By not discussing the 'Why is this happening' question but instead staying mostly in indignant-footstamping-mode the hacker community makes itself mostly irrelevant. Things like prank-calling the NSA ( and suggesting we have 'won' something there is just an indication of how truly lost much of the community is. 'Hey, we really stuck it to that receptionist for 6 minutes'! I'm sure the US intelligence apparatus is shuddering with fear. Seriously?

Anyone in favor of a sustainable and democratic future of this planet has been losing horribly since the day Gov. Bush was elected by five judges. Thanks to the info Manning and Snowden gave us our society can *maybe* begin to have a grown-up debate about the scale of our problem. But anyone who thinks these things are even tactical victories is deluded, especially since almost no-one is actually *acting* on the implications of all this info.

If 'we' just want to feel good about ourselves because of our moral virtue and cleverness then navel gazing about 'them' vs 'us' is fine. If we actually want to do something about the entire planet burning down around us this won't cut it.

'Intellegence institutions', at least in common usage, is well enough defined to pick out some whistleblowers from them. These whistleblowers as examples, however, enforce the rule and argument in a 'them' and 'us' way that might want to be avoided. They were within and actively reached out, as individuals, to people embedded in networks outside that were not, they hoped, infiltrated by other members of said institutions.

Dear Arjen,

A bit of a polemic style is nice - I appreciate that - but misquoting, dismissing self-reflection as navel-gazing and complaining about the lack of definition of words which you subsequently use yourself without further questioning doesn't particularly add to a fruitful discussion. Nevertheless, you have a fair point in addressing the need to analyze why society is drifting in all the wrong directions.

I'm not quite sure which groundshaking humanitarian events took place around 1200 AD to make you think we're rolling back 800 years, but let's assume you're referring to the project of Enlightenment and the claim to universal human rights that originated from it.
In that context, it may be good to consider how historically these claims to human rights have done rather little to prevent states from degrading into various forms of authoritarianism and/or totalitarianism. Call me cynical, but I have zero faith in the consolidations of power that we call states to inherently adhere to any moral values that stand in the way of sustaining and expanding that power.

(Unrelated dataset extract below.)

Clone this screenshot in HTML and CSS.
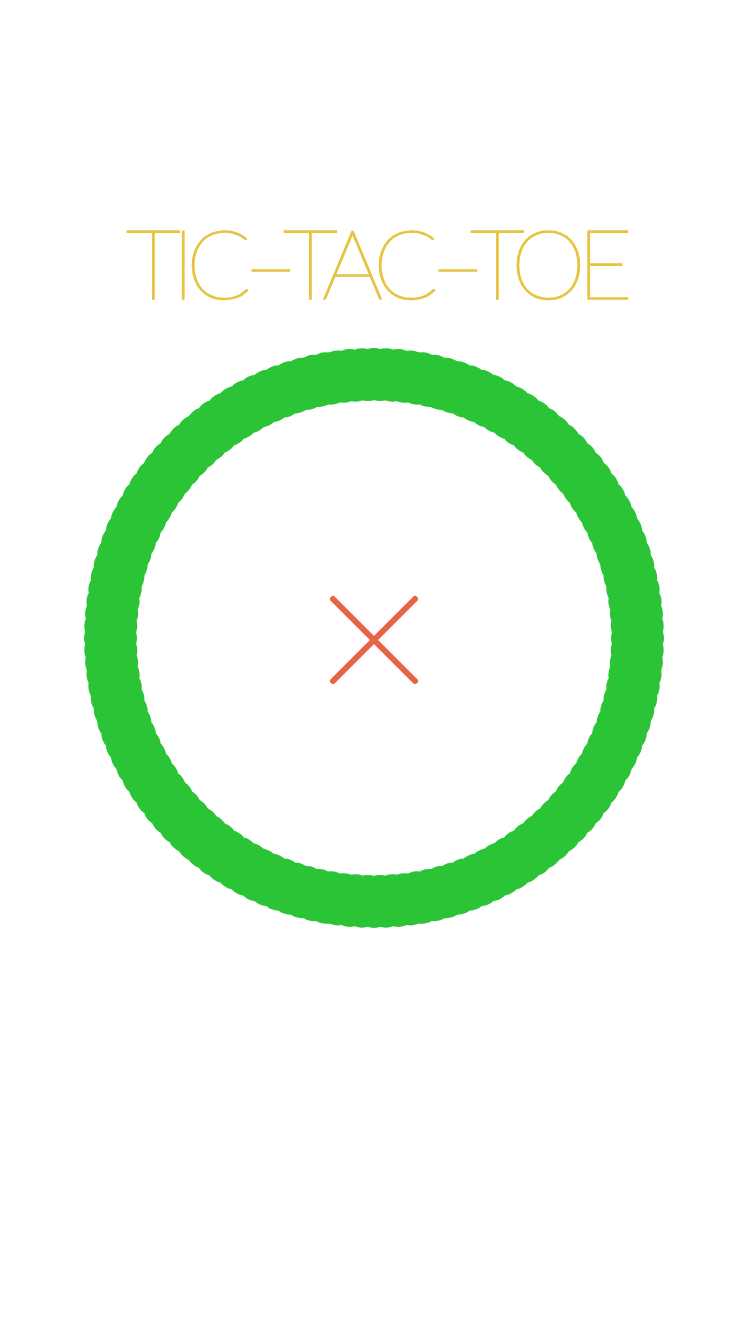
FILE: index.html
```html
<!DOCTYPE html>
<html>
<head>
<meta charset="utf-8">
<link rel="stylesheet" href="styles.css">
</head>
<body>
<main class="screen">
  <h1 class="title">TIC<span class="dash">-</span>TAC<span class="dash">-</span>TOE</h1>
  <div class="board">
    <svg class="ring" width="584" height="584" viewBox="0 0 584 584">
      <g fill="none" stroke="#2bc437">
        <circle cx="292" cy="292" r="263.5" stroke-width="50"/>
        <circle cx="292" cy="292" r="271" stroke-width="38" stroke-linecap="round" pathLength="1400" stroke-dasharray="0 10"/>
        <circle cx="292" cy="292" r="256" stroke-width="38" stroke-linecap="round" pathLength="1300" stroke-dasharray="0 10"/>
      </g>
    </svg>
    <svg class="mark" width="92" height="92" viewBox="0 0 92 92">
      <path d="M5 5 L87 87 M87 5 L5 87" stroke="#e86446" stroke-width="6" stroke-linecap="round" fill="none"/>
    </svg>
  </div>
</main>
</body>
</html>
```
FILE: styles.css
```css
html, body {
  margin: 0;
  padding: 0;
  background: #ffffff;
}
.screen {
  width: 750px;
  height: 1334px;
  display: flex;
  flex-direction: column;
  align-items: center;
}
.title {
  margin: 202px 0 0 0;
  font-family: "Lato", "Inter", sans-serif;
  font-weight: 100;
  font-size: 96px;
  line-height: 120px;
  color: #e6c441;
  -webkit-text-stroke: 1.6px #e6c441;
  letter-spacing: -9px;
  white-space: nowrap;
}
.dash {
  display: inline-block;
  transform: scaleX(1.7);
  margin: 0 7px;
}
.board {
  position: relative;
  width: 584px;
  height: 584px;
  margin-top: 24px;
  margin-left: -2px;
}
.ring {
  display: block;
}
.mark {
  position: absolute;
  left: 246px;
  top: 248px;
}
```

Such seems to be the nature of the beast. The question then becomes not so much 'why is western society digressing from enlightened ideals?' but rather 'why hasn't it done so much earlier?' or 'what constituted the hegemony of enlightened ideals within western society in the first place?'.

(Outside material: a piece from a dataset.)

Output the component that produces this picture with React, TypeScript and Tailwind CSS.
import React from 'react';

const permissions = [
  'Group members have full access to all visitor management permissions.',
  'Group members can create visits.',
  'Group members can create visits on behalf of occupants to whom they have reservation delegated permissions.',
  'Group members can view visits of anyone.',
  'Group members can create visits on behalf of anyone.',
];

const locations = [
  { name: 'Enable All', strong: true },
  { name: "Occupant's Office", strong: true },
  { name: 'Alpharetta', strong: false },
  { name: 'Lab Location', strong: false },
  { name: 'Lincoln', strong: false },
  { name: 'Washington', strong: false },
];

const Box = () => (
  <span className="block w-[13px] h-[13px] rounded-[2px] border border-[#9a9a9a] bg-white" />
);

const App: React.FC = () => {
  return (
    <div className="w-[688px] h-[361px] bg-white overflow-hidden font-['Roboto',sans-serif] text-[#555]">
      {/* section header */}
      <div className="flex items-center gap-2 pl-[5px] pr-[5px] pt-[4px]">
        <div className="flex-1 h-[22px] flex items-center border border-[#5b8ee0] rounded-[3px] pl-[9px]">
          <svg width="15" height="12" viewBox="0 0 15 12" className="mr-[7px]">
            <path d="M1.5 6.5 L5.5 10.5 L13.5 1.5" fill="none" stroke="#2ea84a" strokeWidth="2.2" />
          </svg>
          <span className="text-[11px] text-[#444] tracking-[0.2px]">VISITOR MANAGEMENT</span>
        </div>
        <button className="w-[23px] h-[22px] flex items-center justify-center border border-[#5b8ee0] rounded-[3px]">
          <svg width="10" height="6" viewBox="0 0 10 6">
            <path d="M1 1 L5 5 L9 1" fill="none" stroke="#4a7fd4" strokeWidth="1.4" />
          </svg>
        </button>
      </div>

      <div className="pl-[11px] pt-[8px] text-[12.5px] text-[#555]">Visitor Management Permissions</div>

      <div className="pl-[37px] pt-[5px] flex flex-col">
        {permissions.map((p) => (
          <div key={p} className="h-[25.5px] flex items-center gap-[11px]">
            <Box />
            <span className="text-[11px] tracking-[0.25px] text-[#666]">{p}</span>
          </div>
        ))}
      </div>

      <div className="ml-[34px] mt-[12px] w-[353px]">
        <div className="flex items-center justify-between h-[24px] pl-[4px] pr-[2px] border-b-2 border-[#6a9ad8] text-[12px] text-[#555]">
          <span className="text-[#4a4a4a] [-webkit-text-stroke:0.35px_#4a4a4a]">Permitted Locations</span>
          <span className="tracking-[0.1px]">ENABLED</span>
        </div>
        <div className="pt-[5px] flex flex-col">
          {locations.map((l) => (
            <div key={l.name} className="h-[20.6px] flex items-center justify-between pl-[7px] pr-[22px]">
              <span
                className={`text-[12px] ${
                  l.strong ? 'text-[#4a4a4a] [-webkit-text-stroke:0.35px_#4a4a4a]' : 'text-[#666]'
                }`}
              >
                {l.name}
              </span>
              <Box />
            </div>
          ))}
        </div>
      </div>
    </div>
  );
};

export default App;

One analysis answering the 'why hasn't it done so much earlier?' I find appealing is that throughout most of the last century western society was forced by the Soviet Union to pose an ideological counterpart to socialism. The threatening rise of socialism called for an ideological answer which was found in terms of individual freedom. With the end of the cold war, there is no longer any need for this ideological answer. To put it bluntly: without the threat of socialism, the western states no longer need to give a damn about our individual freedoms.

As for 'what constituted the hegemony of enlightened ideals within western society in the first place?', this should be traced back to the interests of the bourgeousie during the French revolution and the rationale of the class-based industrialized society examplifying the age of modernity. Books can (and have been) filled on this subject, but suffice to say we live in an era where modernity is in deep crisis, if not already completely dead.

Ofcourse a reaction on a blogpost doesn't allow for the detail or nuance these questions call for, but I'd be happy to see your insights in the matter.